I think I must have missed something during the last 3 weeks . . . there has been virtually no mention of animated musicals from our professors until today's lecture notes (Week 4, Day 3: 6/27/2018). So, we skipped over Snow White, Cinderella, Sleeping Beauty, etc. - all of the groundbreaking animated films of the early years, and we jump right to the animated musicals of the late 80s, 90s, and 2000s? I definitely missed a professorial comment somewhere during the last 3 weeks. (I'm feeling a little confused right now.)

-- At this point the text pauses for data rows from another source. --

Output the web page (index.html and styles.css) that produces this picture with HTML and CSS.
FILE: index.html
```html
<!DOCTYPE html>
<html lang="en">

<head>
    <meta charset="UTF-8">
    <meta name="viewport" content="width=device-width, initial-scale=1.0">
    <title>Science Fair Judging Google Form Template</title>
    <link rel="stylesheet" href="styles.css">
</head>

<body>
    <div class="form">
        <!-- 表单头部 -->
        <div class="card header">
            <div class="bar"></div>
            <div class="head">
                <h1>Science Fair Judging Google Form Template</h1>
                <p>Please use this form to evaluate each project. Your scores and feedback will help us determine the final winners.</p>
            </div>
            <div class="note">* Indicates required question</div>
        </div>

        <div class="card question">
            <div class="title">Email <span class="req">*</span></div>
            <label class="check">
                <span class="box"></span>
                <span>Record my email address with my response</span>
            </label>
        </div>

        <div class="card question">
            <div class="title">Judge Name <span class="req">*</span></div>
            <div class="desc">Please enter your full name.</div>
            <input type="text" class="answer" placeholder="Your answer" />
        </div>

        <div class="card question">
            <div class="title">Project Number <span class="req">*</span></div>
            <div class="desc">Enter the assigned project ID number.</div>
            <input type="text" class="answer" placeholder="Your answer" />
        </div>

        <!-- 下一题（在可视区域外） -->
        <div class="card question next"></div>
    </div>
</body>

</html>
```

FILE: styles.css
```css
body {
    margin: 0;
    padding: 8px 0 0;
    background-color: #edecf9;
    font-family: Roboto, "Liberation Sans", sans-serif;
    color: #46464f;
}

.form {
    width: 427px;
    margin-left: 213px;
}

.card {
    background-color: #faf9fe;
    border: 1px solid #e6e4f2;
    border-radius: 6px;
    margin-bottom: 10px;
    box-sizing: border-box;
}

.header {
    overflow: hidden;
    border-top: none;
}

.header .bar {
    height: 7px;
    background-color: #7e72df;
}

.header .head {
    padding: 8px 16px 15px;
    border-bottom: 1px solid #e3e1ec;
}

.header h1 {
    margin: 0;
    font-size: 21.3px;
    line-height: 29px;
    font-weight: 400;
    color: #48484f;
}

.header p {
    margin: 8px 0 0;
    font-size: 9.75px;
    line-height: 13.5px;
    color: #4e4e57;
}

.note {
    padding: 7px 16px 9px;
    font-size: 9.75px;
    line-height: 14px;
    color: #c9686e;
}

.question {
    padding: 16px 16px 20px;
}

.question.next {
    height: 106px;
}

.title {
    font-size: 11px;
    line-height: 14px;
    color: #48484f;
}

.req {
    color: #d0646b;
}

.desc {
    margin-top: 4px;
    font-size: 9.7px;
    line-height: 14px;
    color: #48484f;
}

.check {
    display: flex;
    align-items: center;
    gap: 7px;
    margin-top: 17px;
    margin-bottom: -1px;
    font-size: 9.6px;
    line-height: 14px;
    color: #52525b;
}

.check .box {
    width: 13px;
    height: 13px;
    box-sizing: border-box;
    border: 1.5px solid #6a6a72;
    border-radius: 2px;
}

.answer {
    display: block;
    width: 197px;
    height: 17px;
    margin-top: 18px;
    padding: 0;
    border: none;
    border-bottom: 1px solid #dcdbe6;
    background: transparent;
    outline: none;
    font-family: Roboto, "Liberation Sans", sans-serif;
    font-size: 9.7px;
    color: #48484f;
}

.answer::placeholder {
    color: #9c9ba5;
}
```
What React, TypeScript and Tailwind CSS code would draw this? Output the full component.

I think it’s because animated musicals weren’t as common back then. Outside of two movies from the Fleischer Brothers, Gulliver’s Travels and Mr. Bug Goes To Town, Disney was the only American studio making animated features throughout the 30s, 40s, and 50s, and even then, they didn’t do many. They only made four animated features in the 1940s (I don’t count the package features besides Fantasia), and even though it had some songs in it, I don’t really consider Bambi to be a musical. Animated features in general are a lot more common now, hence why they’re being covered. Although I do wish we could have covered some of the old animated musicals like Snow White, I can see why they weren’t, since they weren’t as common and are generally considered to be in their own category. I’m hoping TCM and Ball State will consider doing an animated films course sometime in the future.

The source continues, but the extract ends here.